REPUBLIKA.CO.ID, LOMBOK BARAT -- Bupati Lombok Barat Fauzan Khalid mengatakan, jumlah korban meninggal dunia di Lombok Barat akibat dampak gempa berkekuatan tujuh skala richter (SR) pada Ahad (5/8) malam, terus mengalami peningkatan. Penyebab korban meninggal rata-rata karena tertimpa reruntuhan.
"Sampai dengan hari ini (Selasa), korban jiwa bertambah menjadi 23 orang," ujar Fauzan setelah rapat koordinasi tanggap darurat bencana di Posko Utama Kantor Camat Lingsar, Selasa (7/8) malam.
Data terbaru yang dihimpun Pemkab Lombok Barat pada Rabu (8/8) pukul 21.00 Wita, jumlah korban bertambah menjadi 26 orang.
Fauzan merinci data nama-nama korban, antara lain H. Husain, Hj. Hamida, Apriana, Inak Knim, Inak Slimin, Inak Rembek, Inak Enah, M. Khudori, dan dua balita di Kecamatan Batulayar; Hasanah, Zaini, M Faqitah Fahmi, H. Sinarah, Rizki dan satu balita di Kecamatan Gunungsari; Irti dan Inarti di Kecamatan Lingsar; dan Alimah, Inaq Sainah, dan Nengah Suarta di Kecamatan Narmada, Gerung, dan Lembar.

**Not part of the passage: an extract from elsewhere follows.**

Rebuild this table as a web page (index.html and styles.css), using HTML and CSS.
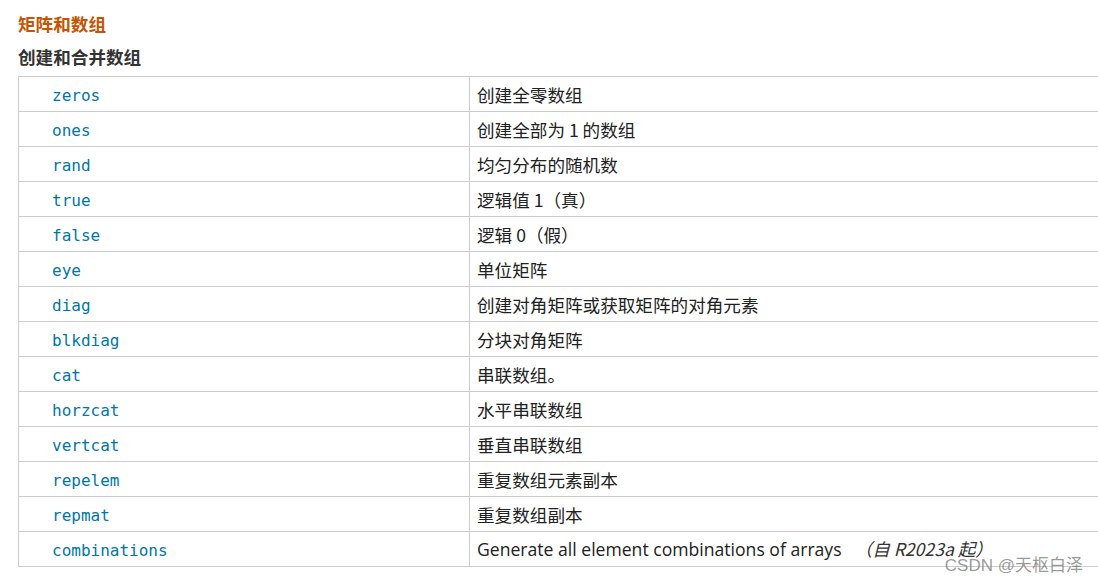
FILE: index.html
```html
<!DOCTYPE html>
<html lang="zh">
<head>
<meta charset="utf-8">
<link rel="stylesheet" href="styles.css">
</head>
<body>
<div class="page">
  <h2 class="title">矩阵和数组</h2>
  <h3 class="subtitle">创建和合并数组</h3>
  <table class="ref">
    <tr><td class="fn"><code>zeros</code></td><td class="desc">创建全零数组</td></tr>
    <tr><td class="fn"><code>ones</code></td><td class="desc">创建全部为 1 的数组</td></tr>
    <tr><td class="fn"><code>rand</code></td><td class="desc">均匀分布的随机数</td></tr>
    <tr><td class="fn"><code>true</code></td><td class="desc">逻辑值 1（真）</td></tr>
    <tr><td class="fn"><code>false</code></td><td class="desc">逻辑 0（假）</td></tr>
    <tr><td class="fn"><code>eye</code></td><td class="desc">单位矩阵</td></tr>
    <tr><td class="fn"><code>diag</code></td><td class="desc">创建对角矩阵或获取矩阵的对角元素</td></tr>
    <tr><td class="fn"><code>blkdiag</code></td><td class="desc">分块对角矩阵</td></tr>
    <tr><td class="fn"><code>cat</code></td><td class="desc">串联数组。</td></tr>
    <tr><td class="fn"><code>horzcat</code></td><td class="desc">水平串联数组</td></tr>
    <tr><td class="fn"><code>vertcat</code></td><td class="desc">垂直串联数组</td></tr>
    <tr><td class="fn"><code>repelem</code></td><td class="desc">重复数组元素副本</td></tr>
    <tr><td class="fn"><code>repmat</code></td><td class="desc">重复数组副本</td></tr>
    <tr><td class="fn"><code>combinations</code></td><td class="desc"><span class="en">Generate all element combinations of arrays</span> <em class="since">（自 R2023a 起）</em></td></tr>
  </table>
  <div class="watermark">CSDN @天枢白泽</div>
</div>
</body>
</html>
```
FILE: styles.css
```css
html, body {
  margin: 0;
  padding: 0;
  background: #ffffff;
  overflow: hidden;
}
.page {
  position: relative;
  width: 1098px;
  height: 583px;
  padding: 12px 0 0 18px;
  box-sizing: border-box;
  font-family: "Noto Sans CJK SC", "Noto Sans", sans-serif;
  color: #212121;
}
.title {
  margin: 0;
  font-size: 17.6px;
  line-height: 24px;
  font-weight: bold;
  color: #c45400;
}
.subtitle {
  margin: 9px 0 7px 0;
  font-size: 17.6px;
  line-height: 24px;
  font-weight: bold;
  color: #333333;
}
.ref {
  border-collapse: collapse;
  width: 1110px;
  table-layout: fixed;
}
.ref td {
  border: 1px solid #cccccc;
  height: 35px;
  padding: 0;
  vertical-align: middle;
  box-sizing: border-box;
}
.ref td.fn {
  width: 451px;
  padding-left: 33px;
}
.ref td.desc {
  padding-left: 7px;
  font-size: 17.6px;
  line-height: 23px;
}
code {
  font-family: "DejaVu Sans Mono", monospace;
  font-size: 16px;
  color: #0076a8;
}
.en {
  font-family: "Open Sans", sans-serif;
  font-size: 17.6px;
}
.since {
  font-style: italic;
  color: #333333;
  margin-left: 9px;
}
.watermark {
  position: absolute;
  right: 15px;
  bottom: 7px;
  font-family: "Liberation Sans", "Noto Sans CJK SC", sans-serif;
  font-size: 17px;
  color: rgba(120, 120, 120, 0.75);
}
```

Sisa tiga korban terbaru belum termasuk di dalamnya.
"Keseluruhan korban telah dikebumikan sanak familinya. Rata-rata meninggal karena tertimpa bangunan saat berupaya menyelamatkan diri dari bencana paling menakutkan itu," lanjutnya.
Fauzan menilai, bertambahnya jumlah korban jiwa seakan menambah muram kondisi pascagempa, mengingat ribuan rumah dan ratusan bangunan fasilitas umum hancur di Kecamatan Batulayar, Gunung Sari, Lingsar, dan Narmada. "Kondisi tersebut telah membuat puluhan ribu jiwa penduduknya terjerembab seperti menjadi tunawisma. Mereka mengungsi di tenda darurat nan seadanya tanpa makanan, alas tidur hangat, selimut, bahkan untuk makan sehari-hari pun mereka sudah tidak berdaya," kata dia.
Fauzan melanjutkan, memasuki hari kedua pascagempa, panas siang hari berbanding terbalik dengan dingin malam hari telah mulai mengakibatkan fisik para korban melemah. Banyak pengungsi sudah menderita sakit, terutama para bayi dan lansia.
Kondisi tersebut membuat Dinas Kesehatan Lobar segera mengambil tindakan dengan menyiapkan pusat pelayanan statis di Puskesmas dan pelayanan mobile. "Kendala kita saat ini bukan pada pelayanan statis yang sudah kita tangani melalui puskesmas, namun yang mobile. Kita memiliki tenaga medis dan para medis yang terbatas," kata Kepala Dinas Kesehatan Lombok Barat Rahman Sahnan Putra.
Ia menyarankan kepada seluruh relawan dan simpatisan agar langsung bergerak melakukan pelayanan di kantong-kantong pengungsi. "Kita sudah dibantu oleh Rumah Zakat, UNS Solo, dan Fakuktas Kedokteran Universitas Mataram," kata Rahman.
Banyaknya penyebaran lokasi pengungsi, diakui Rahman sebagai kesulitan terbesar dalam melakukan tanggap darurat. "Bayangkan, setidaknya untuk Kecamatan Batulayar saja, paling sedikit 46 ribuan jiwa warganya lebih memilih tinggal di 447 titik pengungsian," katanya menambahkan.